The upgrade covers seven banks, the State Bank of India, ICICI Bank, HDFC Bank, Axis Bank, Kotak Mahindra Bank, Union Bank of India, and Indian Bank, and three finance firms, Bajaj Finance, Tata Capital, and L&T Finance.
"India's financial institutions will continue to ride the country's good economic growth momentum. These entities will benefit from their domestic focus and structural improvements in the system such as in the recovery of bad loans," S&P said in its note.
The rating agency added that it expects Indian banks to maintain "adequate asset quality, good profitability, and enhanced capitalization over the next 12–24 months," despite "some pockets of stress," noting that overall credit risk in the system has eased.
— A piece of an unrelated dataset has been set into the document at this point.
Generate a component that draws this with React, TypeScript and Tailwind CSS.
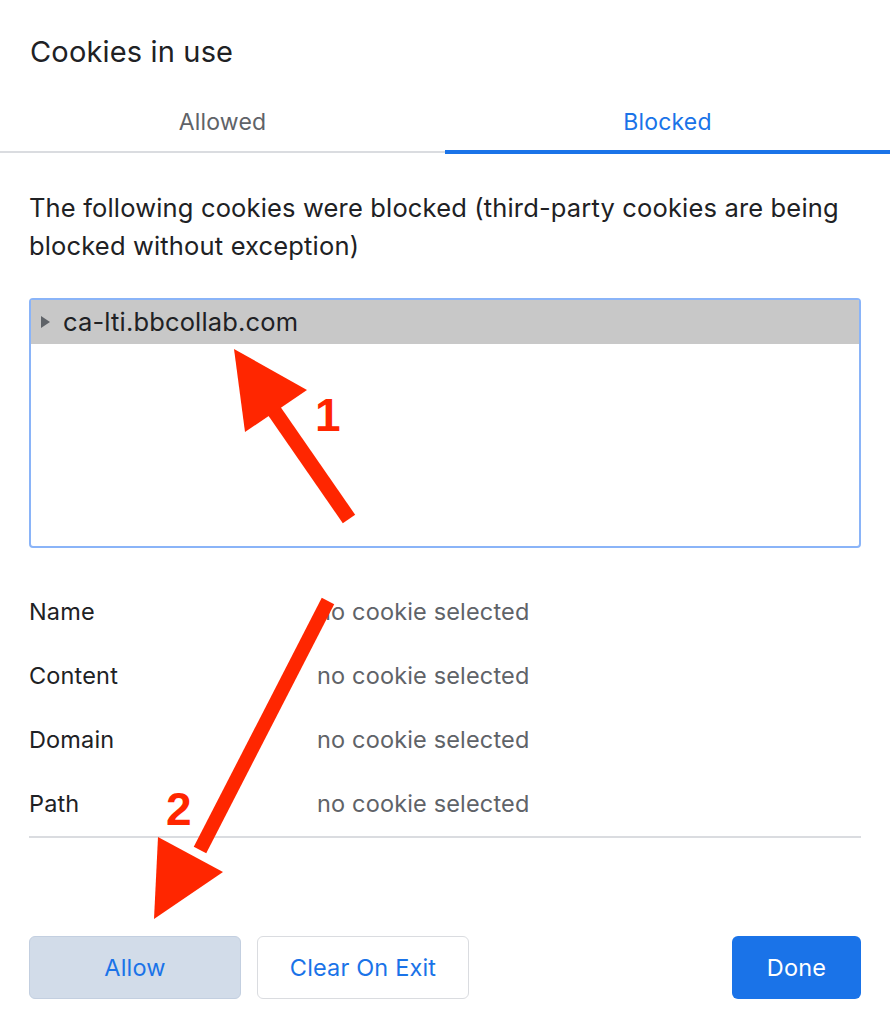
import React from "react";

const rows = ["Name", "Content", "Domain", "Path"];

export default function App() {
  return (
    <div
      className="relative w-[890px] h-[1029px] bg-white overflow-hidden text-[#202124] tracking-[0.01em]"
      style={{ fontFamily: "Inter, 'Liberation Sans', sans-serif" }}
    >
      {/* Title */}
      <div className="px-[30px] pt-[34px] text-[29px] leading-[36px]">Cookies in use</div>

      {/* Tabs */}
      <div className="mt-[20px] grid grid-cols-2">
        <div className="h-[63px] border-b-2 border-[#dadce0] flex items-start justify-center pt-[16px] text-[23px] leading-[32px] text-[#5f6368]">
          Allowed
        </div>
        <div className="h-[64px] border-b-[4px] border-[#1a73e8] flex items-start justify-center pt-[16px] text-[23px] leading-[32px] text-[#1a73e8]">
          Blocked
        </div>
      </div>

      <div className="px-[29px]">
        {/* Description */}
        <p className="mt-[35px] text-[25.5px] leading-[38px]">
          The following cookies were blocked (third-party cookies are being blocked without exception)
        </p>

        {/* Cookie tree */}
        <div className="mt-[33px] h-[250px] border-2 border-[#8ab4f8] rounded-[4px]">
          <div className="h-[44px] bg-[#c8c8c8] flex items-center pl-[10px]">
            <span className="w-0 h-0 border-y-[6px] border-y-transparent border-l-[9px] border-l-[#5f6368]" />
            <span className="ml-[13px] text-[25.5px] text-[#202124]">ca-lti.bbcollab.com</span>
          </div>
        </div>

        {/* Details */}
        <div className="mt-[32px] border-b-2 border-[#dadce0]">
          {rows.map((r) => (
            <div key={r} className="h-[64px] flex items-center text-[23.5px]">
              <span className="w-[288px]">{r}</span>
              <span className="text-[#5f6368]">no cookie selected</span>
            </div>
          ))}
        </div>

        {/* Buttons */}
        <div className="mt-[98px] flex items-center">
          <button className="w-[212px] h-[63px] rounded-[6px] bg-[#d2dce9] border border-[#c3cfe0] text-[23.5px] text-[#1a73e8]">
            Allow
          </button>
          <button className="ml-[16px] w-[212px] h-[63px] rounded-[6px] bg-white border border-[#dadce0] text-[23.5px] text-[#1a73e8]">
            Clear On Exit
          </button>
          <button className="ml-auto w-[129px] h-[63px] rounded-[6px] bg-[#1a73e8] text-[23.5px] text-white">
            Done
          </button>
        </div>
      </div>

      {/* Annotation overlay */}
      <svg className="absolute inset-0 pointer-events-none" width="890" height="1029" viewBox="0 0 890 1029">
        <line x1="349" y1="519" x2="268" y2="402" stroke="#ff2600" strokeWidth="15" />
        <polygon points="234,349 307,390 245,432" fill="#ff2600" />
        <line x1="328" y1="601" x2="200" y2="850" stroke="#ff2600" strokeWidth="14" />
        <polygon points="154,919 158,837 223,872" fill="#ff2600" />
        <text x="315" y="431" fill="#ff2600" fontSize="46" fontWeight="bold" fontFamily="'Liberation Sans', Arial, sans-serif">1</text>
        <text x="166" y="825" fill="#ff2600" fontSize="46" fontWeight="bold" fontFamily="'Liberation Sans', Arial, sans-serif">2</text>
      </svg>
    </div>
  );
}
The move follows S&P’s sovereign upgrade of India to ‘BBB’ on Thursday, the country’s first upgrade in more than 18 years. The agency cited strong economic fundamentals and a supportive monetary policy framework as key factors underpinning India’s growth outlook over the next 2–3 years.
S&P pointed out that the ratings of financial institutions are typically capped by the sovereign rating, given the direct and indirect influence the government holds over banks and NBFCs.
The agency also highlighted structural reforms, particularly the Insolvency and Bankruptcy Code (IBC), as instrumental in strengthening India’s credit culture. Since its introduction in 2016, the IBC has "tilted the balance in favour of creditors" and promoted timely restructuring of stressed but viable entities, S&P said.